AMERICAN VANDAL truly excels in its ability to incorporate so many existing tropes while still feeling like an authentic, new piece of material. Unlike some of Netflix’s other popular properties (for the sake of example, let’s just make up a show and call it Schmanger Schmings), VANDAL never feels like a mere patchwork of better material. Translating the severity of a falsely accused murder suspect to a high school student expelled for phallic vandalism lends itself to originality as well as it does to comedy. Viewers will recognize the characters as their former high school classmates; personally, I have to stop myself from calling Dylan “Cody,” the resident meathead prankster douchebag of my high school. While the detective work involved in exonerating Dylan is definitely advanced, none of it feels outside the scope of what a particularly enterprising high school student could accomplish. Peter and Sam get caught up in pettiness over the course of the investigation, at one point going off on a barely-related sidebar to assess whether one of their classmates lied about getting a handjob at summer camp.

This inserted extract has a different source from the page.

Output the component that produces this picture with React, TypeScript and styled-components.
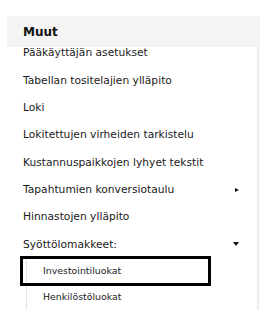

They strive to take the investigation seriously, but meander in ways that feel authentic to 16-year-old AV club kids.
To clarify, this is the part where they don’t get caught up in pettiness
Even the most genius of premises will fall apart without the support of excellent writing. Luckily, AMERICAN VANDAL brings both to the table. The solid suspense writing kept me locked in for the entire season in one sitting, and I found myself experiencing the same exciting jolts of realization I had during MAKING A MURDERER. It has all the narrative twists and turns that true crime addicts crave, and I won’t dare give any of them away. I always appreciate a show that feels like it knows what it’s doing, and I never had a moment of doubt about AMERICAN VANDAL.
Of course, this wouldn’t be a true Crossfader review of a buzzy Netflix release without one nitpicky complaint. Despite its attempts to appear like a bona fide true crime documentary, AMERICAN VANDAL is still a work of fiction. In a nonfiction work I wouldn’t expect the documentarians to explain their personal motives for capturing the material, but in something like this I would have liked a deeper understanding of why Peter and Sam set out to make the documentary in the first place. Their voices are so present throughout and they are so close to their subjects that it feels odd to have no stated purpose other than “to know the truth.” It would have been easy to out Peter as only creating the project for his college portfolio and explore the implication that he’s using everyone for his personal gain. There is no clear personal motive for Peter and Sam to care so deeply about this case, and if there is one, it’s extremely subtle. This is the only area where VANDAL shows its seams as an extended dick joke, and I hope it’s touched upon more in season two.
Pictured: AMERICAN VANDAL not showing its seams as an extended dick joke
AMERICAN VANDAL is one of those special shows that almost anyone can enjoy. It isn’t too inside baseball to only appeal to die-hard true crime fanatics, and it isn’t so vulgar as to alienate the people who would never be interested in the true crime genre anyway. It presents a timely message about prejudice and truth, plus a few dick jokes to help it go down. (Sorry, couldn’t resist.) For tons of laughs and a sobering dose of truth, look no further than this deceptively packaged dick flick.